▶ [TASK REQUIREMENTS]: Go through the data below and copy it exactly, skipping every picture.

###

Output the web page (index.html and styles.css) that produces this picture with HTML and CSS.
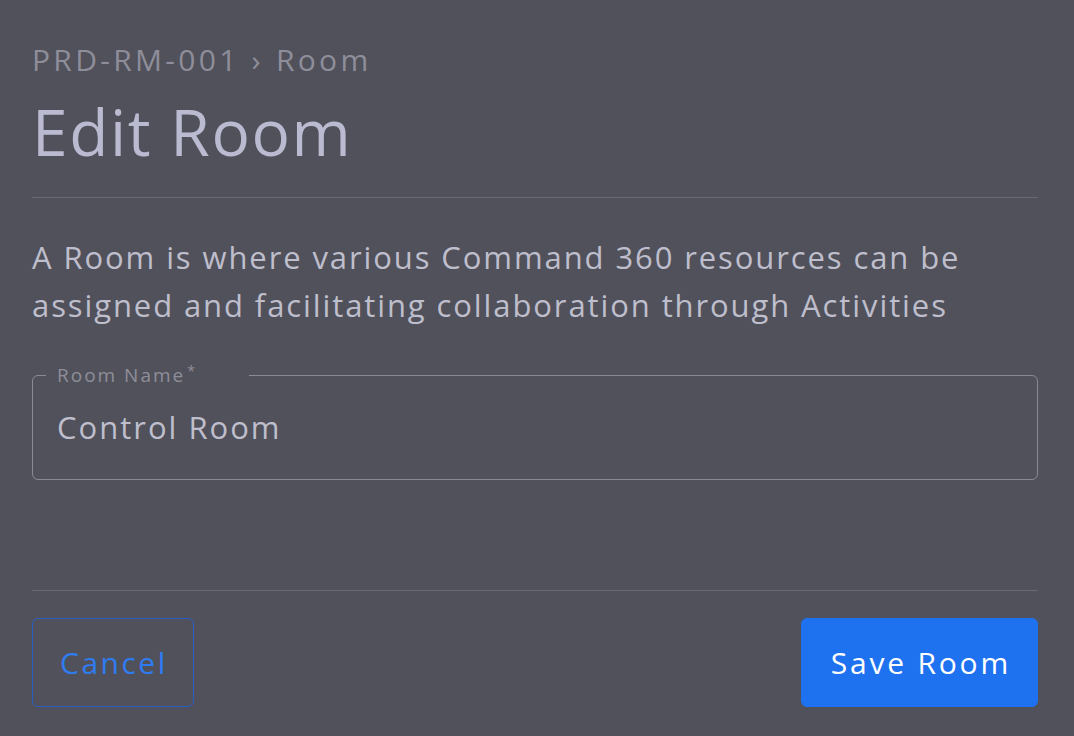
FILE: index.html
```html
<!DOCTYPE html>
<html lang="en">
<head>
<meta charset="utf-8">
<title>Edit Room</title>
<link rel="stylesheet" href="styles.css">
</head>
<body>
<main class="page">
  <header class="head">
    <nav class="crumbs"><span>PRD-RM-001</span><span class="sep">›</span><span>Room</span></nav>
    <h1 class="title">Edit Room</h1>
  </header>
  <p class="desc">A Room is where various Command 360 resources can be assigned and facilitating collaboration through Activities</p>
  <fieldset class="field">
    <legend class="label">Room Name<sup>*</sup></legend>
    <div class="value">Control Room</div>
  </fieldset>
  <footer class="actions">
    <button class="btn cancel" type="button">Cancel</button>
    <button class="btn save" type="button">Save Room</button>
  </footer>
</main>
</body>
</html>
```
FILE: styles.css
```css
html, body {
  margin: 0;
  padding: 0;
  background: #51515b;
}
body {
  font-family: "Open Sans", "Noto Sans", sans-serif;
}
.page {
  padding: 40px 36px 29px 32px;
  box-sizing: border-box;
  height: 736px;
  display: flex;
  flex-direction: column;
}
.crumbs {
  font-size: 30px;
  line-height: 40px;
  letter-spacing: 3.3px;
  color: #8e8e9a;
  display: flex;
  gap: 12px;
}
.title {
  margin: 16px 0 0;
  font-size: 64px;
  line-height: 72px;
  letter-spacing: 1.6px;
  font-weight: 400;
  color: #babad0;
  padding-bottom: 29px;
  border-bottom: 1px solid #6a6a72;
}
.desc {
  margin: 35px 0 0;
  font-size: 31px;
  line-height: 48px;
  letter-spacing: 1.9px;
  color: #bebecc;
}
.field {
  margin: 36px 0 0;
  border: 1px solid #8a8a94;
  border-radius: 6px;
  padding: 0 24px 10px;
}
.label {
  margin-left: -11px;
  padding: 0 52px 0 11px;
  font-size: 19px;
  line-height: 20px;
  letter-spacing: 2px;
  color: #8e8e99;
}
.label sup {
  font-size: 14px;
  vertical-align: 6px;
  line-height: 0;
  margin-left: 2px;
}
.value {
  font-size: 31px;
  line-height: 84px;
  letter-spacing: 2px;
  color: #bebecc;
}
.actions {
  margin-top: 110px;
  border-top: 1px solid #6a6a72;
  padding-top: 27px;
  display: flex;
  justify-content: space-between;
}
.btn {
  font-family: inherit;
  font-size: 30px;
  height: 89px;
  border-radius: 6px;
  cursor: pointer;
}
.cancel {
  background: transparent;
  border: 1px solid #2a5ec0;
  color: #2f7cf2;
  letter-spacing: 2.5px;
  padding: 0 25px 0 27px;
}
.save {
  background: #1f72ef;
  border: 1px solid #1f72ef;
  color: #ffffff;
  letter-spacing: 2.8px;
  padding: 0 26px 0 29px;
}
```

###

▶ [SOLUTION TO THIS TASK]:
Output the web page (index.html and styles.css) that produces this picture with HTML and CSS.
FILE: index.html
```html
<!DOCTYPE html>
<html lang="en">
<head>
<meta charset="utf-8">
<title>Edit Room</title>
<link rel="stylesheet" href="styles.css">
</head>
<body>
<main class="page">
  <header class="head">
    <nav class="crumbs"><span>PRD-RM-001</span><span class="sep">›</span><span>Room</span></nav>
    <h1 class="title">Edit Room</h1>
  </header>
  <p class="desc">A Room is where various Command 360 resources can be assigned and facilitating collaboration through Activities</p>
  <fieldset class="field">
    <legend class="label">Room Name<sup>*</sup></legend>
    <div class="value">Control Room</div>
  </fieldset>
  <footer class="actions">
    <button class="btn cancel" type="button">Cancel</button>
    <button class="btn save" type="button">Save Room</button>
  </footer>
</main>
</body>
</html>
```
FILE: styles.css
```css
html, body {
  margin: 0;
  padding: 0;
  background: #51515b;
}
body {
  font-family: "Open Sans", "Noto Sans", sans-serif;
}
.page {
  padding: 40px 36px 29px 32px;
  box-sizing: border-box;
  height: 736px;
  display: flex;
  flex-direction: column;
}
.crumbs {
  font-size: 30px;
  line-height: 40px;
  letter-spacing: 3.3px;
  color: #8e8e9a;
  display: flex;
  gap: 12px;
}
.title {
  margin: 16px 0 0;
  font-size: 64px;
  line-height: 72px;
  letter-spacing: 1.6px;
  font-weight: 400;
  color: #babad0;
  padding-bottom: 29px;
  border-bottom: 1px solid #6a6a72;
}
.desc {
  margin: 35px 0 0;
  font-size: 31px;
  line-height: 48px;
  letter-spacing: 1.9px;
  color: #bebecc;
}
.field {
  margin: 36px 0 0;
  border: 1px solid #8a8a94;
  border-radius: 6px;
  padding: 0 24px 10px;
}
.label {
  margin-left: -11px;
  padding: 0 52px 0 11px;
  font-size: 19px;
  line-height: 20px;
  letter-spacing: 2px;
  color: #8e8e99;
}
.label sup {
  font-size: 14px;
  vertical-align: 6px;
  line-height: 0;
  margin-left: 2px;
}
.value {
  font-size: 31px;
  line-height: 84px;
  letter-spacing: 2px;
  color: #bebecc;
}
.actions {
  margin-top: 110px;
  border-top: 1px solid #6a6a72;
  padding-top: 27px;
  display: flex;
  justify-content: space-between;
}
.btn {
  font-family: inherit;
  font-size: 30px;
  height: 89px;
  border-radius: 6px;
  cursor: pointer;
}
.cancel {
  background: transparent;
  border: 1px solid #2a5ec0;
  color: #2f7cf2;
  letter-spacing: 2.5px;
  padding: 0 25px 0 27px;
}
.save {
  background: #1f72ef;
  border: 1px solid #1f72ef;
  color: #ffffff;
  letter-spacing: 2.8px;
  padding: 0 26px 0 29px;
}
```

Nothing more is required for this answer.